'''

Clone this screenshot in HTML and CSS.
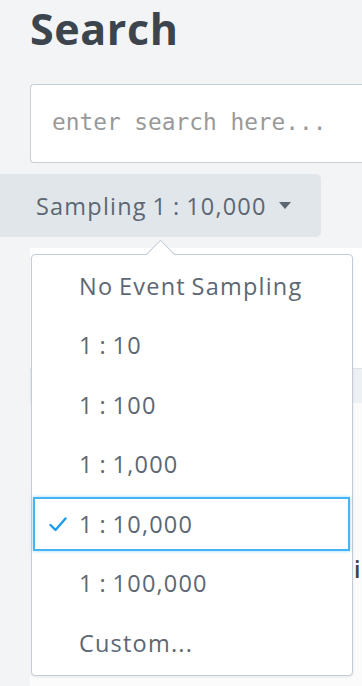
FILE: index.html
```html
<!DOCTYPE html>
<html>
<head>
<meta charset="utf-8">
<link rel="stylesheet" href="styles.css">
</head>
<body>
<div class="page">
  <h1 class="title">Search</h1>
  <div class="search"><span class="placeholder">enter search here...</span></div>
  <div class="sampling">
    <span>Sampling 1 : 10,000</span>
    <svg class="caret" width="12" height="8" viewBox="0 0 12 8"><path d="M0 0 L12 0 L6 7 Z" fill="#5c6773"/></svg>
  </div>
  <div class="results">
    <div class="results-top"></div>
    <div class="results-head"></div>
    <div class="results-body"><span class="peek">i</span></div>
  </div>
  <div class="popover">
    <div class="arrow"></div>
    <ul class="menu">
      <li class="item">No Event Sampling</li>
      <li class="item">1 : 10</li>
      <li class="item">1 : 100</li>
      <li class="item">1 : 1,000</li>
      <li class="item selected">
        <svg class="check" width="18" height="15" viewBox="0 0 18 15"><path d="M1.5 8 L6.5 13 L16.5 1.5" fill="none" stroke="#1a9cf0" stroke-width="2.4" stroke-linecap="round" stroke-linejoin="round"/></svg>
        <span>1 : 10,000</span>
      </li>
      <li class="item">1 : 100,000</li>
      <li class="item">Custom...</li>
    </ul>
  </div>
</div>
</body>
</html>
```
FILE: styles.css
```css
html, body {
  margin: 0;
  padding: 0;
  background: #f2f4f6;
  width: 362px;
  height: 686px;
  overflow: hidden;
}
.page {
  position: relative;
  height: 686px;
  font-family: "Open Sans", Lato, sans-serif;
  color: #5c6773;
}
.title {
  margin: 0;
  padding: 0 0 0 30px;
  height: 80px;
  box-sizing: border-box;
  font-size: 43px;
  font-weight: 700;
  line-height: 58px;
  color: #3c444d;
  letter-spacing: 0.6px;
}
.search {
  margin-left: 30px;
  height: 79px;
  box-sizing: border-box;
  background: #fff;
  border: 1.5px solid #c6ced6;
  border-right: none;
  border-radius: 4px 0 0 4px;
  display: flex;
  align-items: center;
  padding-left: 21px;
  margin-top: 4px;
}
.placeholder {
  font-family: "DejaVu Sans Mono", monospace;
  font-size: 22.8px;
  color: #999;
  margin-top: -4px;
}
.sampling {
  margin-top: 11px;
  width: 321px;
  height: 63px;
  box-sizing: border-box;
  background: #e1e6eb;
  border-radius: 0 5px 5px 0;
  display: flex;
  align-items: center;
  padding-left: 36px;
  gap: 12px;
  font-size: 23.5px;
  letter-spacing: 1.2px;
  word-spacing: -1.5px;
}
.caret { margin-top: 1px; }
.results {
  margin: 11px 0 0 30px;
  background: #fff;
  height: 438px;
  display: flex;
  flex-direction: column;
}
.results-top { height: 120px; }
.results-head {
  height: 34px;
  background: #eef1f4;
  border-top: 1px solid #dde2e7;
}
.results-body {
  flex: 1;
  background: #fbfbfc;
  padding: 150px 0 0 324px;
}
.peek {
  font-size: 23px;
  color: #3c444d;
  font-weight: 600;
}
.popover {
  position: absolute;
  left: 31px;
  top: 254px;
  width: 322px;
  height: 422px;
  box-sizing: border-box;
  background: #fff;
  border: 1.5px solid #c3cbd4;
  border-radius: 4px;
  box-shadow: 0 1px 3px rgba(0,0,0,0.08);
}
.arrow {
  position: absolute;
  left: 118px;
  top: -11px;
  width: 20px;
  height: 20px;
  background: #fff;
  border-top: 1.5px solid #c3cbd4;
  border-left: 1.5px solid #c3cbd4;
  transform: rotate(45deg);
}
.menu {
  position: relative;
  list-style: none;
  margin: 0;
  padding: 1px 0 0;
}
.item {
  height: 59.5px;
  display: flex;
  align-items: center;
  padding-left: 47px;
  font-size: 23.5px;
  letter-spacing: 1.2px;
  word-spacing: -1.5px;
  color: #5c6773;
  box-sizing: border-box;
}
.item.selected {
  height: 54px;
  margin: 3px 2px 2.5px 1px;
  border: 2px solid #45b5f7;
  box-shadow: 0 0 3px rgba(69,181,247,0.6);
  padding-left: 14px;
  gap: 12px;
}
.check { flex: none; }
```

'''

WORK REQUIRED = Reproduce each line word for word and drop the pictures.

EXERCISE RESPONSE =
Clone this screenshot in HTML and CSS.
FILE: index.html
```html
<!DOCTYPE html>
<html>
<head>
<meta charset="utf-8">
<link rel="stylesheet" href="styles.css">
</head>
<body>
<div class="page">
  <h1 class="title">Search</h1>
  <div class="search"><span class="placeholder">enter search here...</span></div>
  <div class="sampling">
    <span>Sampling 1 : 10,000</span>
    <svg class="caret" width="12" height="8" viewBox="0 0 12 8"><path d="M0 0 L12 0 L6 7 Z" fill="#5c6773"/></svg>
  </div>
  <div class="results">
    <div class="results-top"></div>
    <div class="results-head"></div>
    <div class="results-body"><span class="peek">i</span></div>
  </div>
  <div class="popover">
    <div class="arrow"></div>
    <ul class="menu">
      <li class="item">No Event Sampling</li>
      <li class="item">1 : 10</li>
      <li class="item">1 : 100</li>
      <li class="item">1 : 1,000</li>
      <li class="item selected">
        <svg class="check" width="18" height="15" viewBox="0 0 18 15"><path d="M1.5 8 L6.5 13 L16.5 1.5" fill="none" stroke="#1a9cf0" stroke-width="2.4" stroke-linecap="round" stroke-linejoin="round"/></svg>
        <span>1 : 10,000</span>
      </li>
      <li class="item">1 : 100,000</li>
      <li class="item">Custom...</li>
    </ul>
  </div>
</div>
</body>
</html>
```
FILE: styles.css
```css
html, body {
  margin: 0;
  padding: 0;
  background: #f2f4f6;
  width: 362px;
  height: 686px;
  overflow: hidden;
}
.page {
  position: relative;
  height: 686px;
  font-family: "Open Sans", Lato, sans-serif;
  color: #5c6773;
}
.title {
  margin: 0;
  padding: 0 0 0 30px;
  height: 80px;
  box-sizing: border-box;
  font-size: 43px;
  font-weight: 700;
  line-height: 58px;
  color: #3c444d;
  letter-spacing: 0.6px;
}
.search {
  margin-left: 30px;
  height: 79px;
  box-sizing: border-box;
  background: #fff;
  border: 1.5px solid #c6ced6;
  border-right: none;
  border-radius: 4px 0 0 4px;
  display: flex;
  align-items: center;
  padding-left: 21px;
  margin-top: 4px;
}
.placeholder {
  font-family: "DejaVu Sans Mono", monospace;
  font-size: 22.8px;
  color: #999;
  margin-top: -4px;
}
.sampling {
  margin-top: 11px;
  width: 321px;
  height: 63px;
  box-sizing: border-box;
  background: #e1e6eb;
  border-radius: 0 5px 5px 0;
  display: flex;
  align-items: center;
  padding-left: 36px;
  gap: 12px;
  font-size: 23.5px;
  letter-spacing: 1.2px;
  word-spacing: -1.5px;
}
.caret { margin-top: 1px; }
.results {
  margin: 11px 0 0 30px;
  background: #fff;
  height: 438px;
  display: flex;
  flex-direction: column;
}
.results-top { height: 120px; }
.results-head {
  height: 34px;
  background: #eef1f4;
  border-top: 1px solid #dde2e7;
}
.results-body {
  flex: 1;
  background: #fbfbfc;
  padding: 150px 0 0 324px;
}
.peek {
  font-size: 23px;
  color: #3c444d;
  font-weight: 600;
}
.popover {
  position: absolute;
  left: 31px;
  top: 254px;
  width: 322px;
  height: 422px;
  box-sizing: border-box;
  background: #fff;
  border: 1.5px solid #c3cbd4;
  border-radius: 4px;
  box-shadow: 0 1px 3px rgba(0,0,0,0.08);
}
.arrow {
  position: absolute;
  left: 118px;
  top: -11px;
  width: 20px;
  height: 20px;
  background: #fff;
  border-top: 1.5px solid #c3cbd4;
  border-left: 1.5px solid #c3cbd4;
  transform: rotate(45deg);
}
.menu {
  position: relative;
  list-style: none;
  margin: 0;
  padding: 1px 0 0;
}
.item {
  height: 59.5px;
  display: flex;
  align-items: center;
  padding-left: 47px;
  font-size: 23.5px;
  letter-spacing: 1.2px;
  word-spacing: -1.5px;
  color: #5c6773;
  box-sizing: border-box;
}
.item.selected {
  height: 54px;
  margin: 3px 2px 2.5px 1px;
  border: 2px solid #45b5f7;
  box-shadow: 0 0 3px rgba(69,181,247,0.6);
  padding-left: 14px;
  gap: 12px;
}
.check { flex: none; }
```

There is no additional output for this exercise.